On Marotzke and Forster - WAG Index?

There is considerable discussion ongoing over the Marotzke and Forster paper published this month in Nature Magazine.  Nic Lewis noted that the paper was based on circular reasoning in a post on Climate Audit.  That is based on a previous Forster paper that estimated change in forcing using estimated surface temperature then Marotzke using that forcing compared to surface temperature to estimate model "natural" variability.

Prior to all this I had been looking at what should be the "actual" surface temperature versus what the models assume to be the actual surface temperature.  Climate Explorer has a good deal of the model runs archived so that you can mask regions.  The tropics are my main region of concern primarily because of the huge latent heat generation which is a source for the majority of clouds.  Water vapor response, clouds radiant forcing and deep convection are all very uncertain climate factors.  So I have prepared and may continue to prepare comparisons of model "actual" temperatures to observational temperatures.  This isn't really as simple as it should be.  Models use TAS, Temperature Air Surface which isn't really something measured.  Land surface temperature is measured roughly 2 meters above the surface located at the surface station and the elevation of those surface stations varies considerably.  A "potential" surface air temperature is one way to approach this issue, but over the ocean no "surface" air temperature is reliably measured only a sea "surface" temperature which is often really a sea "sub-surface" temperature.  That makes "what surface?" an important question that really doesn't have a good answer.

So when I started putting this together I used ERSSTv4  as a reference and whenever possible masked the model tas for just ocean data points.  In the tropics, the tas should be close to the measured SST less roughly 1 C degrees.  I have the observed SST in red with a thicker line so it stands out and the models I selected to show a rough range of the model temperatures for the same area.  Not all of the models are set up for the sea point masking so GISS-E is just 30S-30N.  Unless I made an error, the rest are masked just for sea points.  There is roughly a 2.5 C range of temperatures in the models for what should be a "known" value to at least a half degree by my estimation.  The two Chinese model runs bbc-csm-1 and -1m start the closest to what should be the "real" temperature.  GISS which also produces a temperature product comes in third with one of the GFDL estimates a close forth.

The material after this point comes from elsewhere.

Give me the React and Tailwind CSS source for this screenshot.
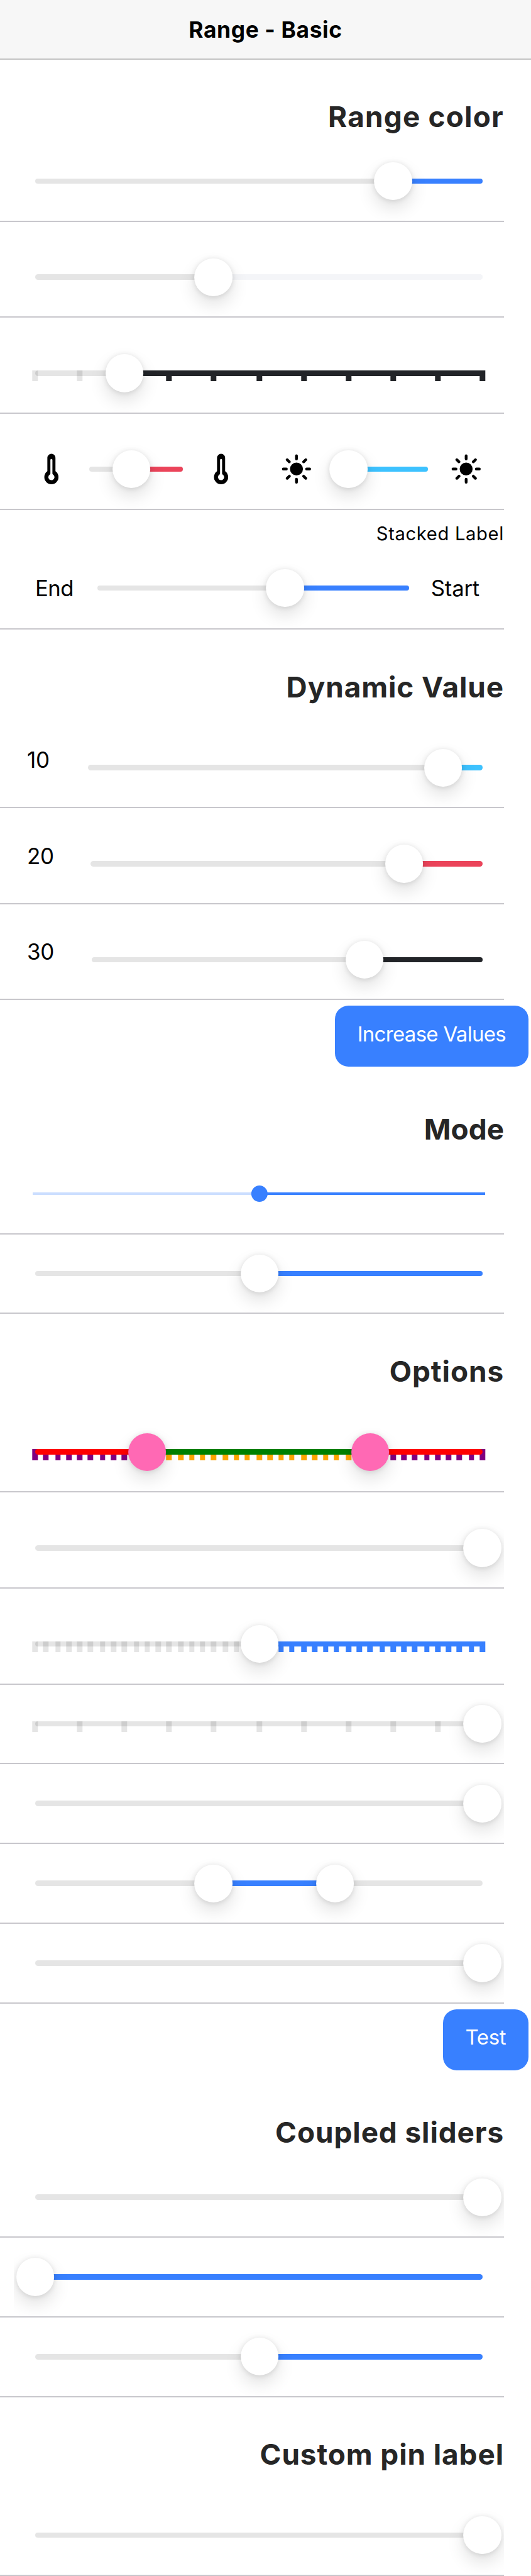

Initially, it looked like the models with the more lower than observed temperature had the greatest "sensitivity", but this collection implies that there is not much correlation between getting surface temperature right and sensitivity.  It looks more like a bunch of wild assed guesses.

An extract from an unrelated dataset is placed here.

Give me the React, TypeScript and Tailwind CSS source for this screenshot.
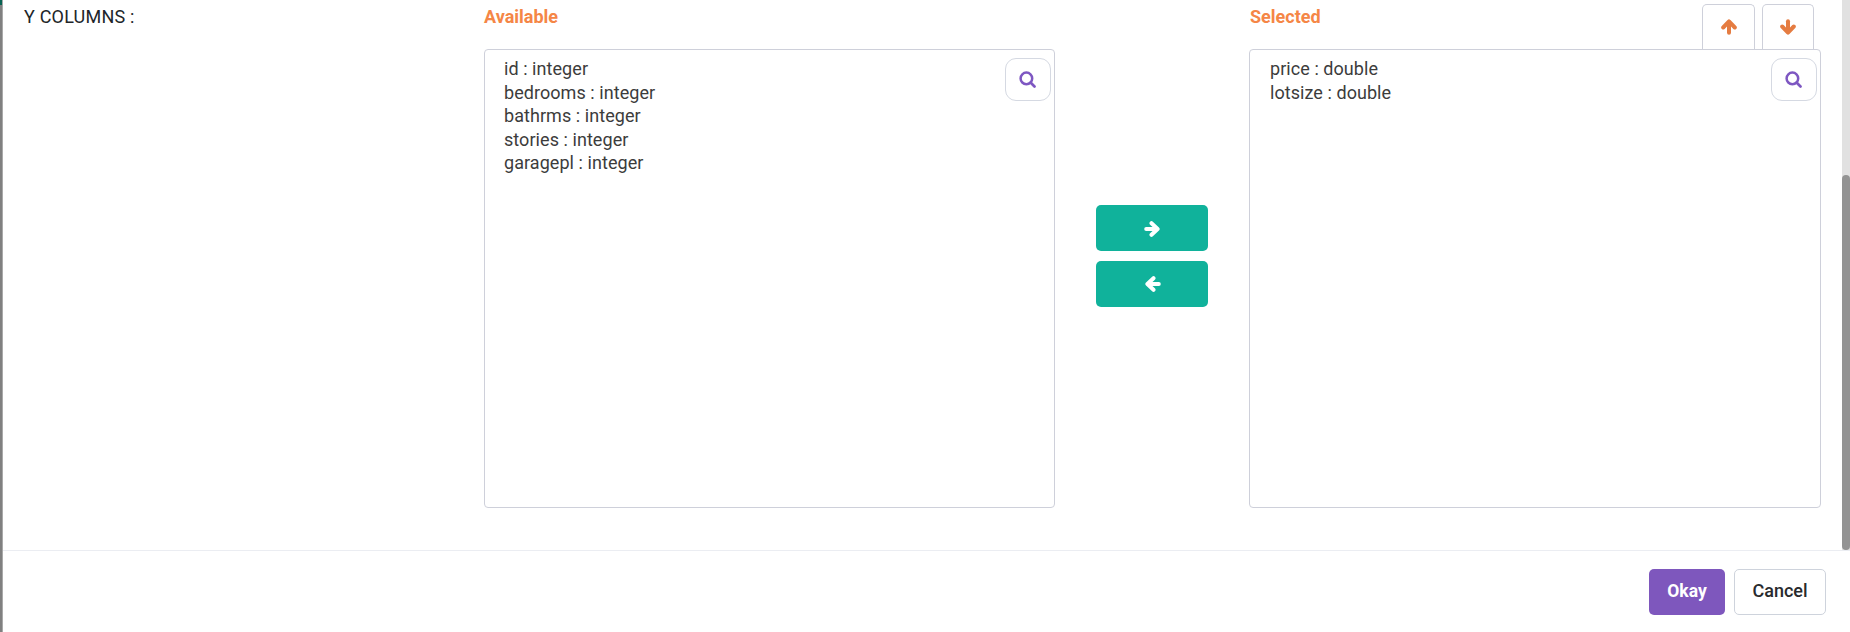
import type { ReactNode } from "react";

const available = [
  "id : integer",
  "bedrooms : integer",
  "bathrms : integer",
  "stories : integer",
  "garagepl : integer",
];
const selected = ["price : double", "lotsize : double"];

function Arrow({ turn }: { turn: string }) {
  return (
    <svg viewBox="0 0 16 16" className={`block h-4 w-4 ${turn}`} fill="none" stroke="currentColor">
      <path d="M2.2 8H12.5" strokeWidth="4" strokeLinecap="round" />
      <path d="M7.5 2.2L13.6 8L7.5 13.8" strokeWidth="4" strokeLinecap="round" strokeLinejoin="round" />
    </svg>
  );
}

function SearchButton({ className }: { className: string }) {
  return (
    <button
      aria-label="Search"
      className={`absolute top-2 flex h-[43px] items-center justify-center rounded-[11px] border border-[#d5d9e2] bg-white text-[#7e57c2] ${className}`}
    >
      <svg viewBox="0 0 17 17" className="h-[17px] w-[17px]" fill="none" stroke="currentColor" strokeLinecap="round">
        <circle cx="7.4" cy="7.4" r="5.8" strokeWidth="2.5" />
        <path d="M11.8 11.8L15.5 15.5" strokeWidth="2.7" />
      </svg>
    </button>
  );
}

function ListBox({ items, children, className }: { items: string[]; children: ReactNode; className: string }) {
  return (
    <div className={`relative h-[459px] rounded-[4px] border border-[#ced0da] pt-[7px] ${className}`}>
      <ul className="text-[18px] leading-[23.6px] tracking-[0.06px] text-[#3c3c3c]">
        {items.map((item) => (
          <li key={item}>{item}</li>
        ))}
      </ul>
      {children}
    </div>
  );
}

export default function App() {
  return (
    <div className="flex h-[632px] w-[1850px] overflow-hidden bg-white font-['Roboto',sans-serif]">
      <div className="flex w-[3px] shrink-0 flex-col border-r border-[#a9a9a9] bg-[#808080]">
        <div className="h-[5px] bg-[#086353]" />
      </div>
      <div className="flex min-w-0 flex-1 flex-col">
        <div className="flex h-[550px]">
          <div className="w-[481px] pt-1.5 pl-[21px] text-[18px] leading-[22px] tracking-[0.2px] text-[#212529]">Y COLUMNS :</div>
          <section className="w-[571px]">
            <h2 className="h-[49px] pt-1.5 text-[18px] leading-[22px] font-bold text-[#f58646]">Available</h2>
            <ListBox items={available} className="w-[571px] pl-[19px]">
              <SearchButton className="right-[3px] w-[46px] pr-px" />
            </ListBox>
          </section>
          <div className="ml-[41px] flex w-[112px] flex-col gap-2.5 pt-[205px]">
            <button aria-label="Add" className="flex h-[46px] items-center justify-center rounded-[5px] bg-[#10b29b] pt-0.5 text-white">
              <Arrow turn="rotate-0" />
            </button>
            <button aria-label="Remove" className="flex h-[46px] items-center justify-center rounded-[5px] bg-[#10b29b] pl-px text-white">
              <Arrow turn="rotate-180" />
            </button>
          </div>
          <section className="ml-[41px] w-[572px]">
            <div className="flex h-[49px] justify-between pr-[7px] pl-px">
              <h2 className="pt-1.5 text-[18px] leading-[22px] font-bold text-[#f58646]">Selected</h2>
              <div className="flex gap-[7px] pt-1 text-[#e57c41]">
                <button aria-label="Move up" className="flex w-[53px] justify-center rounded-t-[5px] border border-b-0 border-[#ced0da] pt-[14px]">
                  <Arrow turn="-rotate-90" />
                </button>
                <button aria-label="Move down" className="flex w-[52px] justify-center rounded-t-[5px] border border-b-0 border-[#ced0da] pt-[14px]">
                  <Arrow turn="rotate-90" />
                </button>
              </div>
            </div>
            <ListBox items={selected} className="w-[572px] pl-5">
              <SearchButton className="right-[3px] w-[46px] pr-px" />
            </ListBox>
          </section>
          <div className="ml-auto w-2 bg-[#e1e1e1] pt-[175px]">
            <div className="h-[375px] rounded-[4px] bg-[#939393]" />
          </div>
        </div>
        <footer className="flex h-[82px] justify-end gap-[9px] border-t border-[#ebedf2] pt-[18px] pr-6">
          <button className="h-[46px] w-[76px] rounded-[5px] bg-[#7e57bd] pb-0.5 text-[17.5px] font-bold text-white">Okay</button>
          <button className="h-[46px] w-[92px] rounded-[5px] border border-[#ced3dc] pb-1 text-[18px] font-medium text-[#282a2d]">Cancel</button>
        </footer>
      </div>
    </div>
  );
}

One of Forster's conclusions was that the spread in the wild assed guesses indicated that the modelers were not "adjusting" their models to match observation.  I heartily agree with that conclusion.  Another was the present and future forcing and feedbacks was the source of the variability in the model "forecasts".  Well, if you "adjust" the model runs to a 1860 to 1999 baseline anomaly or any other past period anomaly, then the majority of the variability is in the future.  If you "adjust" the model runs to a future baseline for anomaly then most of the variation is in the past and would be due to wild assed guessing.

Now if you used the Marotzke and Forster method on this you could come up with an estimate of"Wild Assed Guess Variability".  Perhaps we could create a WAG-Index for future model generations?